The lack of paid sick days was a major sticking point through talks that began even before the pandemic hit. The unions had requested as many as 15 sick days, but the PEB had recommended just one additional personal day, DTN Basis Analyst Mary Kennedy reported in November.

The House, on largely a party line vote, passed a bill Wednesday that would give workers seven paid sick days. That bill had the backing of at least some of the unions involved, including the Brotherhood of Maintenance of Way Employes Division (BMWED), which had voted not to ratify the labor deal, as well as the Brotherhood of Locomotive Engineers and Trainmen (BLET), whose members had ratified the earlier agreement.

Senate leaders scrambled to get the chamber to vote on the bill to block the strike, as well as the sick leave legislation and a proposal by some Republicans to delay the union "cooling off" period by two months.

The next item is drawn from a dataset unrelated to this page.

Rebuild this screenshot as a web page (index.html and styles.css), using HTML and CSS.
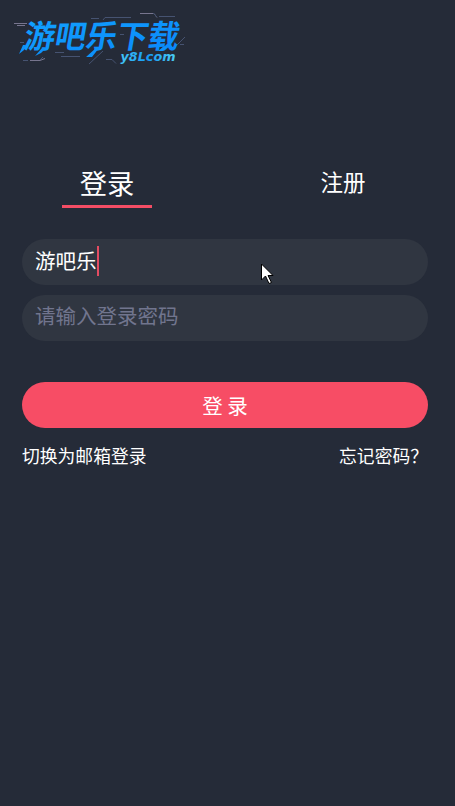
FILE: index.html
```html
<!DOCTYPE html>
<html lang="zh-CN">
<head>
<meta charset="utf-8">
<title>登录</title>
<link rel="stylesheet" href="styles.css">
</head>
<body>
<main class="page">
  <header class="brand">
    <svg class="logo" width="200" height="72" viewBox="0 0 200 72">
      <defs>
        <linearGradient id="blue" x1="0" y1="0" x2="1" y2="1"><stop offset="0" stop-color="#12a4ff"/><stop offset="1" stop-color="#0a86fa"/></linearGradient>
        <linearGradient id="cyan" x1="0" y1="0" x2="1" y2="0"><stop offset="0" stop-color="#42c6f6"/><stop offset=".5" stop-color="#1599f5"/><stop offset="1" stop-color="#4ccdf2"/></linearGradient>
      </defs>
      <g fill="none" stroke-width="1">
        <path stroke="#77758e" d="M14 23.500h13M17 25.500h8M140 13.500h14l3 4M30 60.500h10l5-2"/>
        <path stroke="#465371" d="M159 16.500h16M91 18.500h8M103 20l2-2.500h26M153 13l4 4M20 42.500h4M23 60.500h5M40 60l3-3M55 52.500h9M61 56.500h19M89 64l14-13M106 59.500h6l4 4M120 34.500h4M174 48l11-11M180 44.500h4"/>
      </g>
      <g transform="translate(22.500 48) skewX(-10)">
        <text class="logo-name" y="0" textLength="155" lengthAdjust="spacingAndGlyphs" fill="url(#blue)">游吧乐下载</text>
      </g>
      <path fill="#0d91fa" d="M23 45h3l-2 5-5 4zM42 48h4l-5 5-6 3zM96 48h3l-7 9h-6zM163 47h4l-4 4h-5z"/>
      <text class="logo-site" x="120.500" y="61" textLength="55" lengthAdjust="spacingAndGlyphs" fill="url(#cyan)">y8Lcom</text>
    </svg>
  </header>
  <nav class="tabs">
    <a class="tab tab-active">登录</a>
    <a class="tab">注册</a>
  </nav>
  <form class="form">
    <div class="field"><span>游吧乐</span><i class="caret"></i></div>
    <div class="field field-empty"><span>请输入登录密码</span></div>
    <button class="submit" type="button">登 录</button>
    <div class="links"><a>切换为邮箱登录</a><a>忘记密码？</a></div>
  </form>
  <svg class="pointer" width="14" height="22" viewBox="0 0 14 22"><path d="M.5 1v16l4-4 3.500 7.500 2.500-1-3.500-7H12z" fill="#fff" stroke="#000"/></svg>
</main>
</body>
</html>
```
FILE: styles.css
```css
* { box-sizing: border-box; }
body {
  margin: 0;
  background: #252b38;
  color: #fff;
  font-family: "Noto Sans CJK SC", sans-serif;
}
.page { position: relative; height: 806px; overflow: hidden; }
.brand { height: 72px; }
.logo { display: block; overflow: visible; }
.logo-name { font-size: 32px; font-weight: 700; }
.logo-site { font: italic bold 12.5px "DejaVu Sans", sans-serif; }
.tabs {
  display: flex;
  justify-content: space-between;
  margin-top: 88px;
  padding: 0 67px 0 62px;
}
.tab {
  width: 90px;
  height: 48px;
  font-size: 22.5px;
  line-height: 42px;
  text-align: center;
}
.tab-active {
  font-size: 27.3px;
  line-height: 44px;
  border-bottom: 3px solid #f44d65;
}
.form { margin: 31px 27px 0 22px; }
.field {
  display: flex;
  align-items: center;
  height: 46px;
  margin-bottom: 10px;
  padding: 0 13px 4px;
  border-radius: 23px;
  background: #303641;
  font-size: 20.5px;
  line-height: 30px;
}
.field-empty { padding-bottom: 6px; color: #71758e; }
.caret { width: 2.5px; height: 30px; margin-top: 2px; background: #e34c62; }
.submit {
  display: block;
  width: 100%;
  height: 45.5px;
  margin-top: 41px;
  padding: 0;
  border: 0;
  border-radius: 23px;
  background: #f74d65;
  color: #fff;
  font: 20.5px/46px "Noto Sans CJK SC", sans-serif;
}
.links {
  display: flex;
  justify-content: space-between;
  margin-top: 13.5px;
  font-size: 17.8px;
  line-height: 28px;
}
.pointer { position: absolute; left: 261px; top: 263px; }
```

The sick leave bill needed 60 votes to pass but only received 52 votes, with 43 senators voting against it. The vote to delay a possible strike by 60 days failed in a 25-70 vote as well.

In choosing to support the president's call to block the strike, GOP Sens. Kevin Cramer of North Dakota and Cynthia Lummis of Wyoming wrote their colleagues that Congress had been put in an "undesirable" position, but was forced to act. Power grids would be jeopardized by the lack of movement of coal, and grocery stores would begin to be empty, they suggested.

"Implementing an agreement that roughly half of the unionized workers support, along with all of their leadership, is the most responsible path forward," the senators wrote. "Inserting ourselves further into a labor dispute will only cripple future labor negotiations for the railroads and other similar industries."